Heel gezellig zag het er niet uit, zondagochtend. Slagregens en hoge golven. We misten de eerste duik op de Russische onderzeeër. En ook de tweede kentering sloegen we over: hondenweer. Dan zit er maar één ding op: een stukje gaan varen, zodat we in elk geval dichter bij de Doggersbank komen.
De wrakduikers keken the Avengers op het grote scherm. En de biologen? Die lagen op bed. Behalve Arjan Gittenberger: hij zat in het biologenhok te rommelen.
Dat hok beslaat hooguit vijf vierkante meter en is helemaal volgebouwd met apparatuur, met dozen en kratten. Er liggen honderden flessen en potjes, zuurkoolvaten vol met alcohol, stapels boeken en formaldehyde voor eventuele monsters van algen, want die kunnen niet zo goed tegen alcohol.
Arjan en zijn collega’s zijn van plan om vele tientallen monsters mee naar boven te nemen. Dat doen ze voor NCB Naturalis in Leiden. Het rijksmuseum heeft bijzonder weinig van de Noordzee in huis en deze expeditie maken we een klein beginnetje aan de groei van die collectie.
Arjan wil maar liefst tachtig diersoorten scoren, zegt hij, meerdere monsters per soort. Vandaar dat dat biologenhok helemaal volgebouwd is.
Potjes, dat is dus de ene helft van het thema, dit jaar. Maar dan moeten ze wél vol. En dan moet er dus wél gedoken worden. Aan het einde van de middag breekt het zonnetje door. De Cdt. Fourcault ligt intussen boven de Inter Ocean II, een olieplatform dat in 1989 tijdens een storm is vergaan. De golven zijn nog steeds zo hoog als een bescheiden huis.

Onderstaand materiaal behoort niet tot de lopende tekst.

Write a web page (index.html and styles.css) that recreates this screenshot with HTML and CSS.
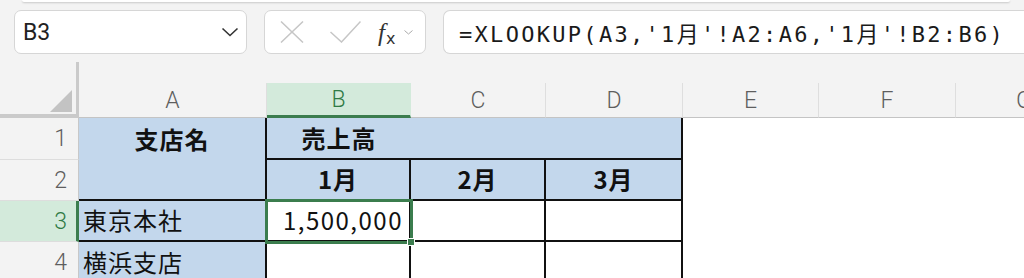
FILE: index.html
```html
<!DOCTYPE html>
<html lang="ja">
<head>
    <meta charset="UTF-8">
    <meta name="viewport" content="width=device-width, initial-scale=1.0">
    <title>XLOOKUP - Sheet</title>
    <link rel="stylesheet" href="styles.css">
</head>
<body>
    <div class="ribbon-edge"></div>

    <div class="formula-bar">
        <div class="name-box">
            <span class="cell-ref">B3</span>
            <svg class="chev" width="18" height="10" viewBox="0 0 18 10"><path d="M1.5 1.5 L9 8.5 L16.5 1.5" fill="none" stroke="#333" stroke-width="1.6"/></svg>
        </div>
        <div class="fx-buttons">
            <svg class="icon-x" width="24" height="22" viewBox="0 0 24 22"><path d="M1 0.5 L23 21.5 M23 0.5 L1 21.5" fill="none" stroke="#c6c6c6" stroke-width="1.5"/></svg>
            <svg class="icon-check" width="31" height="22" viewBox="0 0 31 22"><path d="M0.5 11 L11.5 21 L30.5 0.5" fill="none" stroke="#c6c6c6" stroke-width="1.5"/></svg>
            <span class="fx"><i>f</i><span class="fx-sub">x</span></span>
            <svg class="chev-small" width="9" height="5" viewBox="0 0 9 5"><path d="M0.5 0.5 L4.5 4 L8.5 0.5" fill="none" stroke="#aaa" stroke-width="1"/></svg>
        </div>
        <div class="formula-input">=XLOOKUP(A3,'1月'!A2:A6,'1月'!B2:B6)</div>
    </div>

    <div class="sheet">
        <div class="corner"><svg width="22" height="22" viewBox="0 0 22 22"><path d="M22 0 L22 22 L0 22 Z" fill="#c3c3c3"/></svg></div>
        <div class="col-gap"></div>

        <div class="col-head">A</div>
        <div class="col-head active">B</div>
        <div class="col-head">C</div>
        <div class="col-head">D</div>
        <div class="col-head">E</div>
        <div class="col-head">F</div>
        <div class="col-head last">G</div>

        <div class="row-head">1</div>
        <div class="cell blue bold center br">支店名</div>
        <div class="cell blue bold center bb">売上高</div>
        <div class="cell blue bb"></div>
        <div class="cell blue bb br"></div>
        <div class="cell off"></div>

        <div class="row-head">2</div>
        <div class="cell blue br bb"></div>
        <div class="cell blue bold center br bb">1月</div>
        <div class="cell blue bold center br bb">2月</div>
        <div class="cell blue bold center br bb">3月</div>
        <div class="cell off"></div>

        <div class="row-head active">3</div>
        <div class="cell blue br bb">東京本社</div>
        <div class="cell right br bb selected">1,500,000</div>
        <div class="cell br bb"></div>
        <div class="cell br bb"></div>
        <div class="cell off"></div>

        <div class="row-head">4</div>
        <div class="cell blue br">横浜支店</div>
        <div class="cell br"></div>
        <div class="cell br"></div>
        <div class="cell br"></div>
        <div class="cell off"></div>
    </div>
</body>
</html>
```

FILE: styles.css
```css
body {
    margin: 0;
    padding: 0;
    background-color: #f3f3f3;
    font-family: "Noto Sans CJK JP", "Noto Sans", sans-serif;
    color: #111;
    width: 1024px;
    height: 278px;
    overflow: hidden;
}
.ribbon-edge {
    height: 2px;
    margin: 0 14px 0 22px;
    background: #fff;
    border-radius: 0 0 8px 8px;
    box-shadow: 0 1px 2px rgba(0, 0, 0, 0.18);
}
.formula-bar {
    display: flex;
    align-items: stretch;
    height: 44px;
    margin-top: 8px;
    padding-left: 14px;
}
.name-box {
    width: 233px;
    box-sizing: border-box;
    background: #fff;
    border: 1px solid #d6d6d6;
    border-radius: 7px;
    display: flex;
    align-items: center;
    justify-content: space-between;
    padding: 0 7px 0 8px;
}
.cell-ref {
    font-family: Roboto, "Noto Sans", sans-serif;
    font-size: 23px;
    color: #222;
}
.fx-buttons {
    width: 162px;
    box-sizing: border-box;
    margin-left: 17px;
    background: #fff;
    border: 1px solid #d6d6d6;
    border-radius: 7px;
    display: flex;
    align-items: center;
    padding: 0 0 0 15px;
}
.icon-x {
    margin-right: 26px;
}
.icon-check {
    margin-right: 17px;
}
.fx {
    font-family: "Liberation Serif", serif;
    font-size: 25px;
    color: #333;
    display: flex;
    align-items: baseline;
    line-height: 1;
}
.fx-sub {
    font-family: "DejaVu Sans", sans-serif;
    font-size: 16px;
    margin-left: 1px;
    position: relative;
    top: 3px;
}
.chev-small {
    margin-left: 9px;
}
.formula-input {
    flex: 1;
    margin-left: 17px;
    background: #fff;
    border: 1px solid #d6d6d6;
    border-right: none;
    border-radius: 7px 0 0 7px;
    display: flex;
    align-items: center;
    padding-left: 15px;
    font-family: "DejaVu Sans Mono", "Noto Sans CJK JP", monospace;
    font-size: 22px;
    letter-spacing: 2.3px;
    color: #1a1a1a;
}
.sheet {
    display: grid;
    grid-template-columns: 79px 188px 144px 135px 137px 136px 137px 68px;
    grid-template-rows: 21px 35px 42px 41px 41px 41px;
    margin-top: 8px;
    background: #fff;
}
.corner {
    grid-row: span 2;
    background: #f3f3f3;
    box-sizing: border-box;
    border-right: 3px solid #cacaca;
    border-bottom: 4px solid #cacaca;
    display: flex;
    align-items: flex-end;
    justify-content: flex-end;
    padding: 0 4px 2px 0;
}
.col-gap {
    grid-column: span 7;
    background: #f3f3f3;
}
.col-head {
    background: #f3f3f3;
    box-sizing: border-box;
    border-right: 1px solid #dedede;
    border-bottom: 1px solid #c4c4c4;
    display: flex;
    align-items: center;
    justify-content: center;
    font-family: Roboto, "Noto Sans", sans-serif;
    font-weight: 300;
    font-size: 23px;
    color: #5e5e5e;
}
.col-head.active {
    background: #d3eadb;
    color: #2f7a45;
    border-bottom: 3px solid #3b7d4e;
    border-right-color: #d3eadb;
}
.col-head.last {
    justify-content: flex-start;
    padding-left: 60px;
    border-right: none;
}
.row-head {
    background: #f3f3f3;
    box-sizing: border-box;
    border-right: 1px solid #c8c8c8;
    border-bottom: 1px solid #dddddd;
    display: flex;
    align-items: center;
    justify-content: flex-end;
    padding-right: 11px;
    font-family: Roboto, "Noto Sans", sans-serif;
    font-weight: 300;
    font-size: 23px;
    color: #5e5e5e;
}
.row-head.active {
    background: #d3eadb;
    color: #2f7a45;
    border-right: 3px solid #3b7d4e;
    padding-right: 9px;
}
.cell {
    box-sizing: border-box;
    display: flex;
    align-items: center;
    padding: 0 4px 2px;
    font-size: 24px;
    letter-spacing: 1px;
    background: #fff;
}
.cell.off {
    grid-column: span 3;
}
.blue {
    background: #c3d7ec;
}
.bold {
    font-weight: 700;
}
.center {
    justify-content: center;
}
.right {
    justify-content: flex-end;
    padding-right: 6px;
    letter-spacing: 1.5px;
}
.br {
    border-right: 2px solid #111;
}
.bb {
    border-bottom: 2px solid #111;
}
.selected {
    position: relative;
    outline: 3px solid #3b7d4e;
    outline-offset: -1px;
    z-index: 1;
}
.selected::after {
    content: "";
    position: absolute;
    right: -6px;
    bottom: -6px;
    width: 6px;
    height: 6px;
    background: #3b7d4e;
    border: 1px solid #fff;
}
```
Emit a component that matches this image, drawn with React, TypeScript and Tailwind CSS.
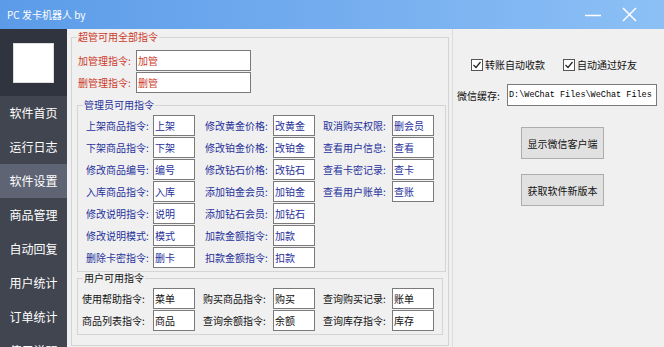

Springen of niet? We gaan, natuurlijk. Er moet nog veel werk worden gedaan. In elk geval door de biologen. Als we allemaal weer uit het duikpak zijn, zitten de heren in een petrieschaaltje te turen. Een stuk of vijf verschillende soorten naaktslakken kruipen er rond. Nog eventjes, en dan krijgen ze een alcoholbadje.